July 6, 2022 — André Castaybert, principal attorney at Castaybert PLLC, has received a “Preeminent” AV rating in ethical standards and legal ability from the 2022 Martindale-Hubbell peer review.  This is the highest possible honor that Martindale-Hubbell can bestow upon an attorney.  This marks 9 consecutive years that André has received this award.

Jan. 1, 2021 — André Castaybert, principal attorney at Castaybert PLLC, has received a “Preeminent” AV rating in ethical standards and legal ability from the 2021 Martindale-Hubbell peer review.  This is the highest possible honor that Martindale-Hubbell can bestow upon an attorney.  This marks 8 consecutive years that André has received this award.

On January 3, 2018, the Second Circuit held that the “Wandering Dago” food truck (“WD”) was unconstitutionally excluded from a New York State lunch program because of its use of ethnic slurs. The opinion repeatedly cites to the 2017 case Matal v. Tam, in which the Supreme Court held that the USPTO’s prohibition of disparaging trademarks violated the First Amendment.

In Wandering Dago, Inc. v. Destito, the food truck featured the slur “Dago” in its name, and it also served sandwiches called “Goombah,” “Guido” and “Polack.” According to the owners of the truck, the slurs were used in a mocking way to “signal to . . . immigrant groups that this food truck is for them.” The New York State Office of General Services (OGS), however, found the slurs offensive and denied WD’s participation in New York’s “Summer Outdoor Lunch Program” on this basis.

WD brought a §1983 action against OGS, alleging that the denial amounted to a violation of the First and Fourteenth Amendments, as well as the New York State Constitution. The district court granted summary judgment in defendants’ favor, holding that constitutional protection did not apply to WD’s speech because it was either:

  1. government speech,
  2. private speech contracted by the government, or
  3. private speech in a government forum.
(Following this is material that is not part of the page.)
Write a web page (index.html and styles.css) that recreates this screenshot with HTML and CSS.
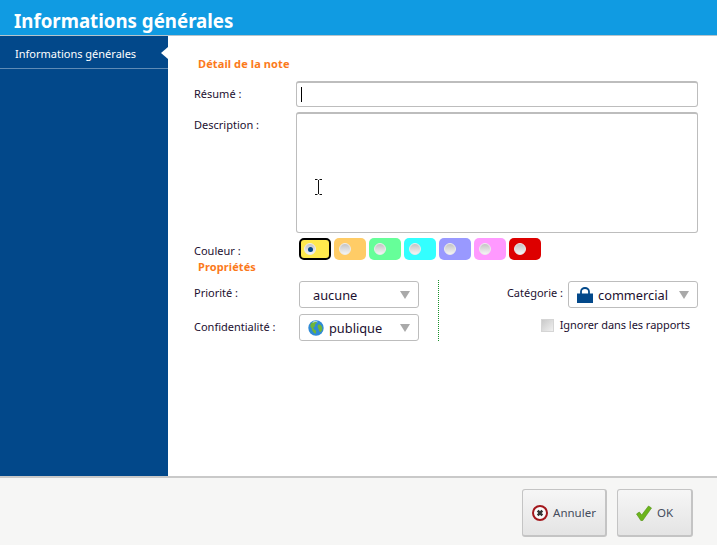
FILE: index.html
```html
<!DOCTYPE html>
<html lang="fr">
<head>
<meta charset="utf-8">
<title>Informations générales</title>
<link rel="stylesheet" href="styles.css">
</head>
<body>
<div class="app">
  <header class="header">Informations générales</header>
  <div class="main">
    <nav class="sidebar">
      <div class="nav-item">Informations générales<span class="nav-arrow"></span></div>
    </nav>
    <section class="content">
      <h2 class="section-title first">Détail de la note</h2>
      <div class="row row-resume">
        <label class="label">Résumé :</label>
        <div class="input"><span class="caret"></span></div>
      </div>
      <div class="row row-desc">
        <label class="label">Description :</label>
        <div class="textarea">
          <svg class="ibeam" width="7" height="16" viewBox="0 0 7 16"><path d="M0 .5h2.500M4.500 .5H7M3.500 1v14M0 15.500h2.500M4.500 15.500H7" fill="none" stroke="#111" stroke-width="1"/></svg>
        </div>
      </div>
      <div class="row row-color">
        <label class="label">Couleur :</label>
        <div class="swatches">
          <span class="swatch sw-yellow selected"><i class="radio on"></i></span>
          <span class="swatch sw-orange"><i class="radio"></i></span>
          <span class="swatch sw-green"><i class="radio"></i></span>
          <span class="swatch sw-cyan"><i class="radio"></i></span>
          <span class="swatch sw-blue"><i class="radio"></i></span>
          <span class="swatch sw-pink"><i class="radio"></i></span>
          <span class="swatch sw-red"><i class="radio"></i></span>
        </div>
      </div>
      <h2 class="section-title second">Propriétés</h2>
      <div class="props">
        <div class="props-left">
          <div class="prop-row">
            <label class="label">Priorité :</label>
            <div class="select sel-left"><span class="sel-text plain">aucune</span><span class="arrow"></span></div>
          </div>
          <div class="prop-row">
            <label class="label">Confidentialité :</label>
            <div class="select sel-left">
              <svg class="globe" width="16" height="16" viewBox="0 0 17 17"><circle cx="8.500" cy="8.500" r="8.200" fill="#2f8ad6"/><path d="M3 4c2-2 4-3 6-2.500 1 1 0 2-1 2.500S8 7 6.500 7.500 6 10 7.500 10.500 9 13 8 14.500C6 14 4 11 4 9 2.500 8 2 6 3 4zM11 5c2-.5 3.500 1 4 3s0 4-2 5c-1.500-1-1.500-3-2-4s-1.500-3 0-4z" fill="#6fb53a"/><path d="M5 2.500c2-1.200 4-1 5-.5" stroke="#cfe6f5" stroke-width="1" fill="none"/></svg>
              <span class="sel-text">publique</span><span class="arrow"></span>
            </div>
          </div>
        </div>
        <div class="props-divider"></div>
        <div class="props-right">
          <div class="prop-row cat-row">
            <label class="label">Catégorie :</label>
            <div class="select sel-right">
              <svg class="bag" width="16" height="16" viewBox="0 0 16 16"><path d="M0 6.500h16V16H0z" fill="#02488a"/><path d="M4 7V4.500a4 3.500 0 0 1 8 0V7" fill="none" stroke="#02488a" stroke-width="1.800"/></svg>
              <span class="sel-text">commercial</span><span class="arrow"></span>
            </div>
          </div>
          <div class="check-row">
            <span class="checkbox"></span>
            <span class="check-label">Ignorer dans les rapports</span>
          </div>
        </div>
      </div>
    </section>
  </div>
  <footer class="footer">
    <button class="btn btn-cancel">
      <svg width="16" height="16" viewBox="0 0 16 16"><circle cx="8" cy="8" r="7" fill="#fafafa" stroke="#a3171c" stroke-width="2"/><path d="M5.700 5.700l4.600 4.600M10.300 5.700l-4.600 4.600" stroke="#333" stroke-width="2.400"/></svg>
      <span>Annuler</span>
    </button>
    <button class="btn btn-ok">
      <svg width="16" height="16" viewBox="0 0 16 16"><path d="M.5 9l2.800-2 2.400 3L12.500 1 15.500 3 6.500 15.800 5 15.800z" fill="#6cb51c" stroke="#4f8f12" stroke-width=".6"/></svg>
      <span>OK</span>
    </button>
  </footer>
</div>
</body>
</html>
```
FILE: styles.css
```css
* { box-sizing: border-box; }
html, body { margin: 0; padding: 0; }
body {
  width: 717px;
  height: 545px;
  overflow: hidden;
  font-family: "Noto Sans", "Open Sans", sans-serif;
  font-size: 11px;
  color: #1c1030;
  background: #fff;
}
.app { display: flex; flex-direction: column; height: 545px; }
.header {
  height: 36px;
  flex: none;
  padding: 7px 0 0 14px;
  background: #109be2;
  border-bottom: 1px solid #b5c4cc;
  color: #fff;
  font-size: 18.700px;
  font-weight: 700;
  line-height: 28px;
}
.main { flex: 1; display: flex; min-height: 0; }
.sidebar { width: 168px; flex: none; background: #02488a; }
.nav-item {
  position: relative;
  height: 33px;
  padding-left: 15px;
  line-height: 36px;
  color: #fff;
  border-bottom: 1px solid #5f8bb5;
}
.nav-arrow {
  position: absolute;
  right: 0;
  top: 11px;
  border-style: solid;
  border-width: 6px 7px 6px 0;
  border-color: transparent #fff transparent transparent;
}
.content { flex: 1; padding: 0 19px 0 26px; position: relative; }
.section-title {
  margin: 0 0 0 4px;
  font-size: 11px;
  font-weight: 700;
  line-height: 16px;
  letter-spacing: .1px;
  color: #fb7a1b;
}
.section-title.first { padding-top: 20px; height: 36px; }
.section-title.second { height: 16px; margin-top: -1px; }
.row { display: flex; }
.label { display: block; flex: none; line-height: 16px; }
.row .label { width: 102px; }
.row-resume { margin-top: 9px; height: 26px; align-items: center; }
.row-resume .label { margin-top: -1px; }
.input {
  flex: 1;
  height: 26px;
  border: 1px solid #bdbdbd;
  border-top-width: 2px;
  border-radius: 3px;
  padding: 4px 0 0 4px;
}
.caret { display: block; width: 1px; height: 15px; background: #000; }
.row-desc { margin-top: 5px; height: 121px; }
.row-desc .label { padding-top: 5px; }
.textarea {
  flex: 1;
  position: relative;
  border: 1px solid #bdbdbd;
  border-top-width: 2px;
  border-radius: 3px;
}
.ibeam { position: absolute; left: 18px; top: 65px; }
.row-color { margin-top: 5px; height: 22px; }
.row-color .label { width: 105px; padding-top: 5px; }
.swatches { display: flex; gap: 3px; }
.swatch {
  width: 32px;
  height: 22px;
  border-radius: 5px;
  padding: 5px 0 0 5px;
  display: block;
}
.swatch.selected { border: 2px solid #000; padding: 3px 0 0 3px; }
.sw-yellow { background: #ffe94d; }
.sw-orange { background: #ffcc66; }
.sw-green { background: #66ff99; }
.sw-cyan { background: #33ffff; }
.sw-blue { background: #9999ff; }
.sw-pink { background: #ff99ff; }
.sw-red { background: #dd0000; }
.radio {
  display: block;
  position: relative;
  width: 12px;
  height: 12px;
  border-radius: 50%;
  background: linear-gradient(#c4c4c4, #f4f4f4);
  border: 1px solid #ececec;
}
.radio.on::after {
  content: "";
  position: absolute;
  left: 2.500px;
  top: 2.500px;
  width: 5px;
  height: 5px;
  border-radius: 50%;
  background: #02488a;
}
.props { display: flex; margin-top: 6px; height: 61px; }
.props-left { width: 244px; display: flex; flex-direction: column; gap: 6px; flex: none; }
.prop-row { display: flex; align-items: center; height: 27px; }
.prop-row .label { margin-top: -3px; }
.props-left .prop-row + .prop-row .label { margin-top: -2px; }
.props-left .label { width: 105px; }
.select {
  position: relative;
  display: flex;
  align-items: center;
  height: 27px;
  border: 1px solid #bdbdbd;
  border-radius: 3px;
  font-size: 12.800px;
  flex: none;
}
.sel-left { width: 120px; padding-left: 8px; }
.sel-right { width: 130px; padding-left: 8px; margin-left: 5px; }
.sel-text { margin-left: 5px; margin-top: 1px; }
.arrow {
  position: absolute;
  right: 8px;
  top: 9px;
  border-style: solid;
  border-width: 8px 5px 0 5px;
  border-color: #a9a9a9 transparent transparent transparent;
}
.props-divider {
  width: 0;
  flex: none;
  height: 61px;
  margin-top: -1px;
  border-left: 1px dotted #1a8f2a;
}
.props-right { flex: 1; display: flex; flex-direction: column; align-items: flex-end; }
.check-row { display: flex; align-items: center; margin-top: 9px; padding-right: 8px; }
.checkbox {
  width: 13px;
  height: 13px;
  border: 1px solid #d5d5d5;
  background: linear-gradient(135deg, #c9c9c9, #f0f0f0);
  margin-right: 6px;
}
.check-label { line-height: 16px; letter-spacing: -.04px; }
.footer {
  height: 69px;
  flex: none;
  display: flex;
  justify-content: flex-end;
  gap: 10px;
  padding: 11px 24px 0 0;
  background: #f6f6f5;
  border-top: 2px solid #c9c9c9;
}
.btn {
  display: flex;
  align-items: center;
  justify-content: center;
  gap: 5px;
  height: 48px;
  padding: 0;
  border: 1px solid #c4c4c4;
  border-right-width: 2px;
  border-bottom-width: 2px;
  border-radius: 3px;
  background: linear-gradient(#f6f6f6, #e4e4e4);
  font-family: inherit;
  font-size: 11.500px;
  color: #444c5c;
}
.btn-cancel { width: 85px; }
.btn-ok { width: 76px; }
```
In its reversal, the Second Circuit held that OGS had engaged in viewpoint discrimination, because WD’s use of ethnic slurs reflected a viewpoint “about when and how such language should be used,” and the truck was denied access solely on account of this viewpoint. The unanimous panel disagreed with the district court on whether constitutional protection applied to WD’s speech, holding that:

  1. it was not government speech, as it was “implausible that OGS, by permitting WD’s full participation in the Lunch Program, would be viewed by the public as having adopted WD’s speech as its own,”
  2. WD, as a private entity seeking to pay for access to a forum for food trucks, was not contracted by OGS, and
  3. whether the private speech was conducted in a private or public forum was legally irrelevant.
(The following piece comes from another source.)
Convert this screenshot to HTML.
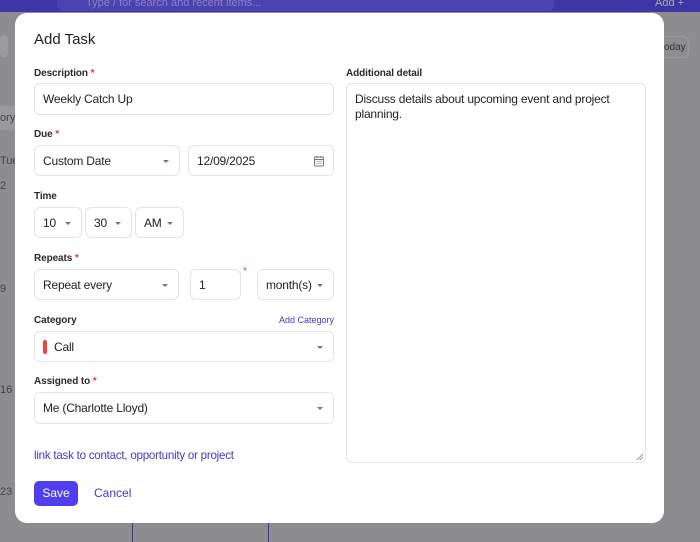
<!DOCTYPE html>
<html><head><style>
*{box-sizing:border-box;margin:0;padding:0}
body{width:700px;height:542px;overflow:hidden;position:relative;background:#8d8d8f;font-family:"Liberation Sans",sans-serif;color:#222}
.a{position:absolute}
.top{left:0;top:0;width:700px;height:12px;background:#3d36a6}
.search{left:57px;top:0;width:497px;height:11px;background:#4a43b0;border-radius:0 0 6px 6px}
.modal{left:15px;top:13px;width:649px;height:510px;background:#fff;border-radius:12px}
.lbl{font-size:10px;color:#2a2a2a;font-weight:600;letter-spacing:-0.1px}
.req{color:#e53935}
.f{border:1px solid #e4e4e7;border-radius:6px;background:#fff;font-size:12px;letter-spacing:-0.2px;color:#222;display:flex;align-items:center;padding-left:8px}
.c{position:absolute;right:10px;top:50%;margin-top:-1px;width:0;height:0;border-left:3px solid transparent;border-right:3px solid transparent;border-top:3px solid #777}
</style></head><body>
<div class="a top"></div><div class="a search"></div>
<div class="a" style="left:86px;top:0;font-size:11px;color:#8880c8;line-height:6px">Type / for search and recent items...</div>
<div class="a" style="left:655px;top:0;font-size:11px;color:#aaa;line-height:6px">Add +</div>
<div class="a" style="left:0;top:35px;width:8px;height:22px;background:#9b9b9d;border-radius:4px"></div>
<div class="a" style="left:0;top:106px;width:15px;height:24px;background:#9a9a9c"></div>
<div class="a" style="left:0;top:112px;font-size:11px;color:#444">ory</div>
<div class="a" style="left:0;top:155px;font-size:11px;color:#444">Tue</div>
<div class="a" style="left:0;top:180px;font-size:11px;color:#444">2</div>
<div class="a" style="left:0;top:283px;font-size:11px;color:#444">9</div>
<div class="a" style="left:0;top:384px;font-size:11px;color:#444">16</div>
<div class="a" style="left:0;top:486px;font-size:11px;color:#444">23</div>
<div class="a" style="left:655px;top:36px;width:34px;height:22px;border:1px solid #999;border-radius:6px;font-size:10px;color:#333;padding:5px 0 0 8px">oday</div>
<div class="a" style="left:132px;top:523px;width:1px;height:19px;background:#3b34b0"></div>
<div class="a" style="left:268px;top:523px;width:1px;height:19px;background:#3b34b0"></div>
<div class="a modal"></div>
<div class="a" style="left:34px;top:31px;font-size:15px;color:#222">Add Task</div>

<div class="a lbl" style="left:34px;top:68px">Description <span class="req">*</span></div>
<div class="a f" style="left:34px;top:83px;width:300px;height:32px">Weekly Catch Up</div>

<div class="a lbl" style="left:34px;top:129px">Due <span class="req">*</span></div>
<div class="a f" style="left:34px;top:145px;width:146px;height:31px">Custom Date<span class="c"></span></div>
<div class="a f" style="left:188px;top:145px;width:146px;height:31px">12/09/2025
<svg style="position:absolute;right:8px;top:9px" width="12" height="12" viewBox="0 0 12 12" fill="none" stroke="#777" stroke-width="1"><rect x="1.5" y="2" width="9" height="9" rx="1"/><line x1="1.5" y1="4.5" x2="10.5" y2="4.5"/><line x1="4" y1="1" x2="4" y2="3"/><line x1="8" y1="1" x2="8" y2="3"/><path d="M3.5 6.5h1M5.5 6.5h1M7.5 6.5h1M3.5 8.5h1M5.5 8.5h1M7.5 8.5h1"/></svg></div>

<div class="a lbl" style="left:34px;top:191px">Time</div>
<div class="a f" style="left:34px;top:207px;width:48px;height:31px">10<span class="c"></span></div>
<div class="a f" style="left:85px;top:207px;width:47px;height:31px">30<span class="c"></span></div>
<div class="a f" style="left:135px;top:207px;width:49px;height:31px">AM<span class="c"></span></div>

<div class="a lbl" style="left:34px;top:253px">Repeats <span class="req">*</span></div>
<div class="a f" style="left:34px;top:269px;width:145px;height:31px">Repeat every<span class="c"></span></div>
<div class="a f" style="left:190px;top:269px;width:51px;height:31px">1</div>
<div class="a req" style="left:243px;top:266px;font-size:10px">*</div>
<div class="a f" style="left:257px;top:269px;width:77px;height:31px">month(s)<span class="c"></span></div>

<div class="a lbl" style="left:34px;top:315px">Category</div>
<div class="a" style="left:279px;top:315px;font-size:9px;color:#4338ca">Add Category</div>
<div class="a f" style="left:34px;top:331px;width:300px;height:31px"><span style="display:inline-block;width:4px;height:14px;background:#ef4444;border-radius:2px;margin-right:7px"></span>Call<span class="c"></span></div>

<div class="a lbl" style="left:34px;top:376px">Assigned to <span class="req">*</span></div>
<div class="a f" style="left:34px;top:392px;width:300px;height:32px">Me (Charlotte Lloyd)<span class="c"></span></div>

<div class="a" style="left:34px;top:449px;font-size:11.6px;letter-spacing:-0.25px;color:#4338ca">link task to contact, opportunity or project</div>
<div class="a" style="left:34px;top:481px;width:44px;height:25px;background:#4f3ff0;border-radius:5px;color:#fff;font-size:12px;text-align:center;line-height:25px">Save</div>
<div class="a" style="left:94px;top:486px;font-size:12px;color:#4338ca">Cancel</div>

<div class="a lbl" style="left:346px;top:68px">Additional detail</div>
<div class="a" style="left:346px;top:83px;width:300px;height:380px;border:1px solid #e4e4e7;border-radius:6px;padding:8px 8px;font-size:12px;letter-spacing:-0.2px;line-height:15px;color:#222">Discuss details about upcoming event and project planning.
<svg style="position:absolute;right:1px;bottom:1px" width="8" height="8"><path d="M7 1L1 7M7 4L4 7" stroke="#999"/></svg></div>
</body></html>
Finally, the Court examined whether there was a compelling government interest behind OGS’s decision to deny WD’s application. The record did not support such a finding. The Second Circuit reversed the district court’s grant of summary judgment to OGS and awarded summary judgment to WD on its free speech, equal protection, and state law claims.
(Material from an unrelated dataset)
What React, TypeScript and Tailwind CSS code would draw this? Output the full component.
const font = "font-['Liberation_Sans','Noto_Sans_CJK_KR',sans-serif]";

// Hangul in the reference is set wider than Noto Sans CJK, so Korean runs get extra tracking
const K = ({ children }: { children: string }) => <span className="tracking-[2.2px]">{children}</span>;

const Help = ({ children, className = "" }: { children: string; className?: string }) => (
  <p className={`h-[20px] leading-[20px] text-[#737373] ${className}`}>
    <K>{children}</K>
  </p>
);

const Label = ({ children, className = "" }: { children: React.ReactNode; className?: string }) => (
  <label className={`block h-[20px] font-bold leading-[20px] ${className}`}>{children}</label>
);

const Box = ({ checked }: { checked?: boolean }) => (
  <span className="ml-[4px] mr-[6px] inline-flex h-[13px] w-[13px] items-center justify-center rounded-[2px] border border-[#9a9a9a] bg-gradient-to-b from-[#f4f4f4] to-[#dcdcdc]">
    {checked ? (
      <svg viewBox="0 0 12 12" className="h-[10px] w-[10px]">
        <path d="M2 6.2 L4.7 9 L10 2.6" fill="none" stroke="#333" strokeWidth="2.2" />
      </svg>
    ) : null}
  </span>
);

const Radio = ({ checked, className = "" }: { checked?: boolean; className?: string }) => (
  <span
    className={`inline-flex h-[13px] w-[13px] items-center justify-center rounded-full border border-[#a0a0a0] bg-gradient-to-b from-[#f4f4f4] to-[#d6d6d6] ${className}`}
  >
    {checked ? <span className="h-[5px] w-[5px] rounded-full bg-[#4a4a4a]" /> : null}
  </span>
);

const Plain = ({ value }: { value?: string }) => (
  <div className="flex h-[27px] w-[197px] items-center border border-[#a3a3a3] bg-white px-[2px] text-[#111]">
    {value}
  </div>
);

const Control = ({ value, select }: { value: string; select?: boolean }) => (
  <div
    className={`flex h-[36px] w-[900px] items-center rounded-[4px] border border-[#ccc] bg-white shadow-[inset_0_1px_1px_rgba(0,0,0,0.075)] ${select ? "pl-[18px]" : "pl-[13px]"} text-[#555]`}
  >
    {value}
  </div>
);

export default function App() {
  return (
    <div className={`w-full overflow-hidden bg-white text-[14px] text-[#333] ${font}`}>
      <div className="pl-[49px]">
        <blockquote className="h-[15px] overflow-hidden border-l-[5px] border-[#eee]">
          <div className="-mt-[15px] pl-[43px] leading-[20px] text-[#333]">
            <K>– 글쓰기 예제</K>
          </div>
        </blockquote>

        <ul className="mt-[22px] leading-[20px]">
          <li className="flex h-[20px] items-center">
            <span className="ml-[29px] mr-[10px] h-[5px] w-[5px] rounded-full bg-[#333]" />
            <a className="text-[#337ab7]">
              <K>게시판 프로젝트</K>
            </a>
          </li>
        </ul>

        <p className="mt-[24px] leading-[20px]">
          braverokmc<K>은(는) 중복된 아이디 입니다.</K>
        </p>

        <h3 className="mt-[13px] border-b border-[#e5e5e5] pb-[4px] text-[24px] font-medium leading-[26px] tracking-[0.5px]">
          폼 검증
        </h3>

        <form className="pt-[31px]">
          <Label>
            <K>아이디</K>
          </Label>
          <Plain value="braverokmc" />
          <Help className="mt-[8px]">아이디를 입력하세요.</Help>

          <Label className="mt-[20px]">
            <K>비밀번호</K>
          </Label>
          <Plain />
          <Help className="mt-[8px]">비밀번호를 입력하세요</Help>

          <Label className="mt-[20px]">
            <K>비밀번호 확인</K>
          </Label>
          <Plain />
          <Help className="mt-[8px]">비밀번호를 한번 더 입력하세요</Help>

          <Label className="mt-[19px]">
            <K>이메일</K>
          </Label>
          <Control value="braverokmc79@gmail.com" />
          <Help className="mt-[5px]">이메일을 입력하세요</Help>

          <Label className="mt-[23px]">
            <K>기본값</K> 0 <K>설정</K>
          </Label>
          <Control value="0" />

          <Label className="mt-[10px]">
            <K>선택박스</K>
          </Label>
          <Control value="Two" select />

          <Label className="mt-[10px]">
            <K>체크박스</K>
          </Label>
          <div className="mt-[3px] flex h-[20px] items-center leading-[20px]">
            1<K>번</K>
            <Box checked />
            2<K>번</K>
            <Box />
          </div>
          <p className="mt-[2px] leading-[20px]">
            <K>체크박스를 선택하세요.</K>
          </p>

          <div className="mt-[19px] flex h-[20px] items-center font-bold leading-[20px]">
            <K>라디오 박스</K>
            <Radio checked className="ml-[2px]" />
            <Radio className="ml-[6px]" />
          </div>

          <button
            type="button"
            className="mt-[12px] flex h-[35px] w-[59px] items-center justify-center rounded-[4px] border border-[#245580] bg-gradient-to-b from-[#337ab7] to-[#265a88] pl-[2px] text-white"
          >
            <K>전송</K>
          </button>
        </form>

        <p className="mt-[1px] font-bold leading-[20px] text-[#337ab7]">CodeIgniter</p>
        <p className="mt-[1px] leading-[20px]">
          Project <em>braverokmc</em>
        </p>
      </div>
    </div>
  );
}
Should a personal injury plaintiff be compelled to give a court unlimited access to her Facebook account? According to the Appellate Division, First Department, the answer is no, but a dissenting opinion calls for a reevaluation of the Court’s decisions on this subject.

In Forman v. Henkin, 134 A.D.3d 529 (1st Dep’t 2015), the plaintiff alleged that she suffered injuries limiting her from doing various activities. She testified at her deposition that she used a Facebook account before the accident, but deactivated it after she started her lawsuit. The defendant moved for an order compelling the plaintiff to provide access to her Facebook account, including all photographs, status updates, and instant messages. The lower court ordered the plaintiff to produce all photographs of herself privately posted before the accident that she intended to use at trial, and all photographs taken after the accident that did not depict nudity or romantic encounters. She was also directed to include the number of words and characters in her private messages.

The Appellate Division modified the lower court order, finding that only photographs that the plaintiff intended to present to the jury at trial had to be disclosed. The defendant had not demonstrated his right to plaintiff’s nonpublic Facebook pictures or messages. The First Department and other Appellate Division Departments have required that a defendant requesting social media information must establish the relevancy of the requested disclosure before allowing discovery in this area. The plaintiff’s uploading of pictures or mere messages to other Facebook users did not meet this threshold of relevance.

The dissent recognized that the court’s prior recent decisions supported the majority opinion, but noted that the precedent relied upon is only a few years old. It recommended that the court reevaluate its precedent since social networking practices are still developing. The dissent was particularly concerned with the threshold requirement that the defendant could acquire nonpublic material shared on personal social networking sites if and only if he found something in the plaintiff’s public posts that contradicted her claims, which often requires judges to conduct an in-camera review to determine which posts are relevant. The in-camera review imposes a considerable burden on trial courts, which will only intensify as more and more people use social media sites. The dissent argued that a demand for social media posts, relevant to the issues raised in the case, would be consistent with the the traditional rules of discovery.